Schließlich stehen der AfD mit dem Einzug in den Bundestag (so wie schon früher in den Ländern) Beiratsposten und Kuratorienplätze in zahlreichen über den Bund finanzierten Einrichtungen zu. Dass der sich selbst als „kleiner Höcke“ bezeichnende sächsische Richter und jetzige MdB Jens Maier, der in der NPD die einzige Partei sieht, „die immer zu Deutschland gestanden“ habe und der mit Blick auf die NS-Erinnerung den „Schuldkult“ beenden will3 , jetzt im Beirat des "Bündnis für Demokratie und Toleranz" sitzt, ist ein Schlag ins Gesicht der Zivilgesellschaft. Das politisch sicher sehr behäbige Bündnis zeichnet seit 2000 vor allem bürgerschaftliche Initiativen aus, die sich gegen Rassismus und die extreme Rechte engagieren. Maier an dieser Stelle zu platzieren, kann nur als bewusste Provokation durch die AfD verstanden werden. Aber auch im Kuratorium der „Stiftung Erinnerung, Verantwortung, Zukunft“ (EVZ) und in der "Bundeszentrale für politische Bildung" wird die AfD vertreten sein und über die inhaltliche Ausrichtung dieser Einrichtungen zumindest mitentscheiden.

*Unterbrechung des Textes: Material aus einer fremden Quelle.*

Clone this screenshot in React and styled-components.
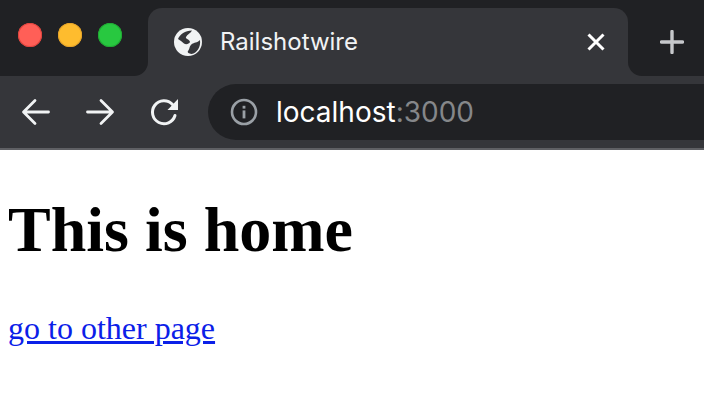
import React from 'react';
import styled, { createGlobalStyle } from 'styled-components';

const Global = createGlobalStyle`
  html, body { margin: 0; padding: 0; background: #fff; overflow: hidden; }
`;

const Chrome = styled.div`
  border-bottom: 2px solid #5f6064;
  background: #35363a;
  font-family: Inter, "Noto Sans", sans-serif;
`;

const TabStrip = styled.div`
  display: flex;
  height: 76px;
`;

const Traffic = styled.div`
  width: 148px;
  box-sizing: border-box;
  padding: 23px 0 0 18px;
  display: flex;
  align-items: flex-start;
  gap: 16px;
  background: #202124;
  border-bottom-right-radius: 14px;
`;

const Light = styled.span`
  width: 24px;
  height: 24px;
  border-radius: 50%;
  background: ${p => p.$color};
  box-shadow: inset 0 0 0 1px ${p => p.$edge};
`;

const TabWrap = styled.div`
  width: 480px;
  padding-top: 8px;
  background: #202124;
`;

const Tab = styled.div`
  height: 68px;
  background: #35363a;
  border-radius: 14px 14px 0 0;
  display: flex;
  align-items: flex-start;
  padding: 20px 18px 0 26px;
  box-sizing: border-box;
`;

const TabTitle = styled.span`
  flex: 1;
  margin-left: 18px;
  font-size: 24px;
  line-height: 28px;
  color: #f1f3f4;
`;

const NewTab = styled.div`
  flex: 1;
  background: #202124;
  border-bottom-left-radius: 14px;
  padding: 30px 0 0 32px;
`;

const Toolbar = styled.div`
  height: 72px;
  display: flex;
  align-items: flex-start;
  padding-top: 8px;
  box-sizing: border-box;
`;

const NavButtons = styled.div`
  width: 208px;
  flex: none;
  display: flex;
  gap: 32px;
  padding: 12px 0 0 20px;
  box-sizing: border-box;
`;

const AddressBar = styled.div`
  flex: 1;
  height: 56px;
  background: #202124;
  border-radius: 28px 0 0 28px;
  display: flex;
  align-items: center;
  padding-left: 22px;
`;

const Url = styled.span`
  margin-left: 18px;
  font-size: 28px;
  color: #fff;
`;

const Port = styled.span`
  color: #85878a;
`;

const Page = styled.main`
  padding: 0 8px;
  font-family: "Liberation Serif", "Times New Roman", serif;
  color: #000;
`;

const Heading = styled.h1`
  font-size: 64px;
  line-height: 74px;
  font-weight: 700;
  margin: 43px 0 43px;
`;

const Link = styled.a`
  font-size: 32px;
  line-height: 37px;
  color: #0b20e8;
  text-decoration: underline;
`;

const Globe = () => (
  <svg width="28" height="28" viewBox="0 0 28 28">
    <circle cx="14" cy="14" r="14" fill="#f1f3f4" />
    <path d="M4 11 C6 6 11 3 18 2.5 C17 5 13 6.5 12 9 C11 11 16 11.5 16 14 C15 16 12 17 10 15.5 C8 14 6 12 4 11 Z" fill="#35363a" />
    <path d="M26 12 C23 15 20 14.5 18 16 C15 18 16 21 14 23 C13 24.5 15 25.5 17.5 26 C23 25 27 19 26 12 Z" fill="#35363a" />
  </svg>
);

const Close = () => (
  <svg width="28" height="28" viewBox="0 0 28 28" fill="none" stroke="#fff" strokeWidth="3">
    <path d="M6.5 6.5 L21.5 21.5 M21.5 6.5 L6.5 21.5" />
  </svg>
);

const Plus = () => (
  <svg width="24" height="24" viewBox="0 0 24 24" fill="none" stroke="#c6c8cb" strokeWidth="3.4" strokeLinecap="round">
    <path d="M12 1.5 V22.5 M1.5 12 H22.5" />
  </svg>
);

const Back = () => (
  <svg width="32" height="32" viewBox="0 0 32 32" fill="none" stroke="#f1f3f4" strokeWidth="2.8" strokeLinecap="round" strokeLinejoin="round">
    <path d="M28.5 16 H4 M15 4.5 L3.5 16 L15 27.5" />
  </svg>
);

const Forward = () => (
  <svg width="32" height="32" viewBox="0 0 32 32" fill="none" stroke="#f1f3f4" strokeWidth="2.8" strokeLinecap="round" strokeLinejoin="round">
    <path d="M3.5 16 H28 M17 4.5 L28.5 16 L17 27.5" />
  </svg>
);

const Reload = () => (
  <svg width="32" height="32" viewBox="0 0 32 32" fill="none">
    <path d="M24.5 8.5 A11.5 11.5 0 1 0 27 19.5" stroke="#f1f3f4" strokeWidth="3" strokeLinecap="round" />
    <path d="M30 3 V14 H19.5 Z" fill="#f1f3f4" />
  </svg>
);

const Info = () => (
  <svg width="28" height="28" viewBox="0 0 28 28" fill="none">
    <circle cx="14" cy="14" r="12" stroke="#9aa0a6" strokeWidth="2.6" />
    <rect x="12.6" y="12.4" width="2.8" height="8" fill="#9aa0a6" />
    <rect x="12.6" y="7.8" width="2.8" height="2.8" fill="#9aa0a6" />
  </svg>
);

export default function App() {
  return (
    <>
      <Global />
      <Chrome>
        <TabStrip>
          <Traffic>
            <Light $color="#ff5f57" $edge="#e0443e" />
            <Light $color="#febc2e" $edge="#e5a32a" />
            <Light $color="#28c840" $edge="#20a934" />
          </Traffic>
          <TabWrap>
            <Tab>
              <Globe />
              <TabTitle>Railshotwire</TabTitle>
              <Close />
            </Tab>
          </TabWrap>
          <NewTab>
            <Plus />
          </NewTab>
        </TabStrip>
        <Toolbar>
          <NavButtons>
            <Back />
            <Forward />
            <Reload />
          </NavButtons>
          <AddressBar>
            <Info />
            <Url>localhost<Port>:3000</Port></Url>
          </AddressBar>
        </Toolbar>
      </Chrome>
      <Page>
        <Heading>This is home</Heading>
        <Link href="#">go to other page</Link>
      </Page>
    </>
  );
}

Aus verschiedenen Bundesländern wird berichtet, dass AfD-Vertreter aus Beiräten der Landeszentralen für politische Bildung gerne bei Veranstaltungen zur extremen Rechten anwesend sind. Weniger aus Wissbegierde sondern, um darüber zu wachen, dass die AfD nicht zum Thema in solchen Veranstaltungen wird bzw. sie anschließend zu Themen Kleiner Anfragen zu machen. Dieser Form der Einschüchterung und Einflussnahme müssen alle demokratischen Parteien und die Zivilgesellschaft schnell und entschieden begegnen. Es darf kein thematisches Zurückweichen gegenüber der AfD geben. Die zivilgesellschaftliche Infrastruktur gegen die radikale Rechte, wie sie über die letzten 15 Jahre gewachsen ist, muss sich genau jetzt beweisen, wo ihr die Feinde von Demokratie und Vielfalt im Mantel der Demokratie gegenübertreten. Aufgabe der Antifa ist es, diesen Mantel als das zu entlarven was er ist — ein Deckmantel.